VM : Quelles ont été vos difficultés, vos défis de traducteur ?
AC : Les difficultés ont été, bien entendu, en premier lieu d’ordre linguistique. Le serbe n’est pas le russe, et encore moins le français ! Quand je relis mes premières traductions… non publiées ni même proposées à un éditeur, elles me paraissent d’une extrême pauvreté. Des phrases alignées en une traduction plus ou moins littérale. (Le remplaçant de Danilo Kiš à Lille III devait me dire, et à juste raison, qu’un texte traduit doit se lire comme un texte français.) Un autre ami serbe, Kosta Dimitrijević, m’a confié un jour avoir « beaucoup écrit pour son tiroir ». J’avouerai pour ma part avoir « beaucoup traduit pour mon tiroir », mais le temps venant et la persévérance ont fait que j’ai pu trouver des éditeurs pour les « grands » noms de la littérature serbe : Ivo Andrić, Meša Selimović, ou ceux alors émergeant : Radoslav Petković, Svetislav Basara, Mihailo Pantić, Dragan Velikić… Le souvenir le plus pénible… et le plus magnifique restera pour moi le refus qui me fut opposé par une maison d’édition du sud de la France (qui n’est pas Actes Sud, je tiens à le préciser), et après signature des contrats, au motif qu’elle ne voulait pas publier « un Serbe » alors que la situation s’envenimait en Yougoslavie. J’ai eu beau préciser qu’il s’agissait en l’occurrence d’une Serbe, rien n’y a fait. Quelques semaines plus tard, Dans le noir (titre original : Lagum) de Svetlana Velmar-Janković était publié par Jean-Pierre Sicre des éditions Phébus. Le roman devait se classer deuxième au prix Femina étranger.
VM : Quelle est pour vous la place des littératures serbes classique et contemporaine aujourd’hui en France ?
AC : Ma réponse sans aucun doute surprendra mais j’ai entendu dire de plusieurs sources que la Serbie et la littérature serbe sont… passées de mode. Rares sont les éditeurs à montrer de l’intérêt.
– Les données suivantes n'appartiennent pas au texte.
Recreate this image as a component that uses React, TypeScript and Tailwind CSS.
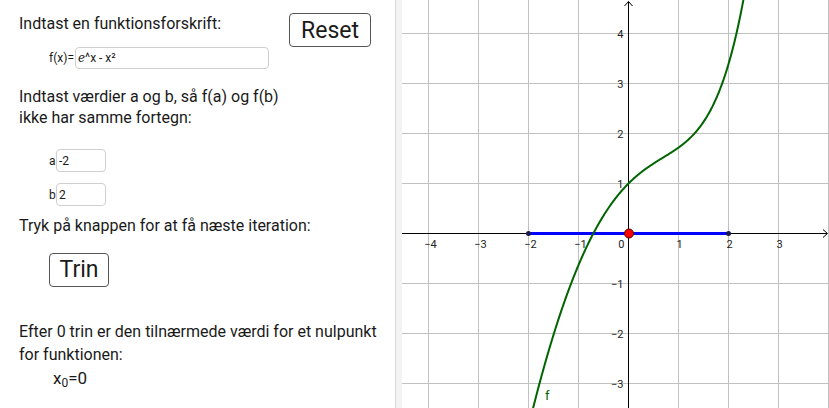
import React from "react";

const OX = 226.5;
const OY = 233.5;
const S = 50;

function curvePath() {
  const pts: string[] = [];
  for (let x = -1.95; x <= 2.35; x += 0.01) {
    const y = Math.exp(x) - x * x;
    const px = OX + x * S;
    const py = OY - y * S;
    pts.push(`${pts.length ? "L" : "M"}${px.toFixed(2)} ${py.toFixed(2)}`);
  }
  return pts.join(" ");
}

function Graph() {
  const xs = [-4, -3, -2, -1, 1, 2, 3, 4];
  const ys = [-3, -2, -1, 1, 2, 3, 4];
  const minus = "\u2212";

  return (
    <svg width="427" height="408" viewBox="0 0 427 408" className="block shrink-0 bg-white">
      {/* grid */}
      {xs.map((k) => (
        <line key={`gx${k}`} x1={OX + k * S} y1={0} x2={OX + k * S} y2={408} stroke="#c0c0c0" strokeWidth={1} />
      ))}
      {ys.map((k) => (
        <line key={`gy${k}`} x1={0} y1={OY - k * S} x2={427} y2={OY - k * S} stroke="#c0c0c0" strokeWidth={1} />
      ))}

      {/* axes */}
      <line x1={0} y1={OY} x2={425} y2={OY} stroke="#000" strokeWidth={1} />
      <path d={`M${421} ${OY - 4} L${425.5} ${OY} L${421} ${OY + 4}`} fill="none" stroke="#000" strokeWidth={1} />
      <line x1={OX} y1={1.5} x2={OX} y2={408} stroke="#000" strokeWidth={1} />
      <path d={`M${OX - 4} ${6} L${OX} ${1.5} L${OX + 4} ${6}`} fill="none" stroke="#000" strokeWidth={1} />

      {/* labels */}
      <g fontFamily="Roboto, 'Liberation Sans', sans-serif" fontSize="11" fill="#222">
        {[-4, -3, -2, -1, 1, 2, 3].map((k) => (
          <text key={`lx${k}`} x={OX + k * S + (k < 0 ? 2 : 1)} y={OY + 14} textAnchor="middle">
            {k < 0 ? `${minus}${-k}` : k}
          </text>
        ))}
        <text x={OX - 4} y={OY + 14} textAnchor="end">0</text>
        {ys.map((k) => (
          <text key={`ly${k}`} x={OX - 5} y={OY - k * S + 4} textAnchor="end">
            {k < 0 ? `${minus}${-k}` : k}
          </text>
        ))}
      </g>

      {/* interval [a, b] */}
      <line x1={OX - 2 * S} y1={OY} x2={OX + 2 * S} y2={OY} stroke="#0000ff" strokeWidth={3} />
      <circle cx={OX - 2 * S} cy={OY} r={2.5} fill="#1a1a4d" />
      <circle cx={OX + 2 * S} cy={OY} r={2.5} fill="#1a1a4d" />

      {/* f */}
      <path d={curvePath()} fill="none" stroke="#006400" strokeWidth={2} />
      <text x={143} y={400} fontFamily="Roboto, 'Liberation Sans', sans-serif" fontSize="13" fill="#006400">f</text>

      {/* x0 */}
      <circle cx={OX + 0.5} cy={OY} r={4.5} fill="#ff0000" stroke="#550000" strokeWidth={1} />
    </svg>
  );
}

export default function App() {
  return (
    <div
      className="flex w-[829px] h-[408px] overflow-hidden bg-white text-[#1a1a1a]"
      style={{ fontFamily: "Roboto, 'Liberation Sans', Arial, sans-serif" }}
    >
      {/* control panel */}
      <div className="w-[395px] shrink-0 pl-[19px] pt-[13px]">
        <div className="flex items-start h-[34px]">
          <div className="w-[270px] text-[16px] leading-[20px] pt-[1px]">Indtast en funktionsforskrift:</div>
          <button className="w-[82px] h-[34px] border border-[#555] rounded-[4px] bg-white text-[23px] leading-none">
            Reset
          </button>
        </div>

        <div className="flex items-center ml-[30px] h-[22px] text-[12px]">
          <span className="w-[26px]">f(x)=</span>
          <div className="w-[194px] h-[22px] border border-[#cfcfcf] rounded-[4px] flex items-center px-[2px]">
            <span className="italic" style={{ fontFamily: "'DejaVu Serif', serif" }}>e</span>
            <span>^x - x²</span>
          </div>
        </div>

        <div className="mt-[18px] text-[16px] leading-[20.5px]">
          <div>Indtast værdier a og b, så f(a) og f(b)</div>
          <div>ikke har samme fortegn:</div>
        </div>

        <div className="flex items-center ml-[30px] mt-[21px] h-[23px] text-[12px]">
          <span className="w-[7px]">a</span>
          <div className="w-[50px] h-[23px] border border-[#cfcfcf] rounded-[4px] flex items-center px-[2px]">-2</div>
        </div>
        <div className="flex items-center ml-[30px] mt-[11px] h-[23px] text-[12px]">
          <span className="w-[7px]">b</span>
          <div className="w-[50px] h-[23px] border border-[#cfcfcf] rounded-[4px] flex items-center px-[2px]">2</div>
        </div>

        <div className="mt-[10px] text-[16px] leading-[20.5px]">Tryk på knappen for at få næste iteration:</div>

        <button className="mt-[16px] ml-[30px] w-[60px] h-[34px] border border-[#555] rounded-[4px] bg-white text-[23px] leading-none">
          Trin
        </button>

        <div className="mt-[33px] text-[16px] leading-[23px]">
          <div>Efter 0 trin er den tilnærmede værdi for et nulpunkt</div>
          <div>for funktionen:</div>
        </div>
        <div className="ml-[34px] mt-[2px] text-[17px] leading-[20px]">
          x<sub className="text-[12px]">0</sub>=0
        </div>
      </div>

      {/* splitter */}
      <div className="w-[7px] shrink-0 bg-[#f3f3f3] border-l border-[#d9d9d9]" />

      <Graph />
    </div>
  );
}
Combien de livres, quels auteurs serbes ont été publiés ces dernières années en France ? Les titres, les noms des auteurs tiennent sur les doigts d’une seule main. Et pour quelles ventes ?
Mais pour ne pas rester sur une note aussi pessimiste, je citerai néanmoins Ginkgo Éditeur, qui porte un intérêt certain à la littérature serbe plus classique mais qui devrait publier ma traduction de La Chronique de Belgrade d’Ivo Andrić. L’Égout d’Andrija Matić, publié – également dans ma traduction – en 2018 par Serge Safran Éditeur, a obtenu un très beau dossier de presse.
Dernier point, last but not least comme dit l’expression, La Maison des souvenirs et de l’oubli de Filip David, ma dernière traduction publiée par les éditions Viviane Hamy, s’est vu décerner le prix littéraire des jeunes lecteurs européens édition 2019.
Un dernier mot, sans rapport avec ce qui précède. J’ai appris très récemment le décès de Jean Descat, le premier traducteur en français de Danilo Kiš. C’est lui qui m’a fait découvrir la littérature yougoslave. J’ai appris il y a longtemps maintenant que tous deux s’étaient fâchés pour des raisons que j’ignore et que je ne tiens pas à connaître.
Je garde d’eux un souvenir qui ne me quittera pas : Danilo Kiš m’a ouvert la voie, Jean Descat m’a encouragé alors que j’étais tout jeune traducteur.
Je leur adresse à tous deux mes remerciements posthumes les plus sincères.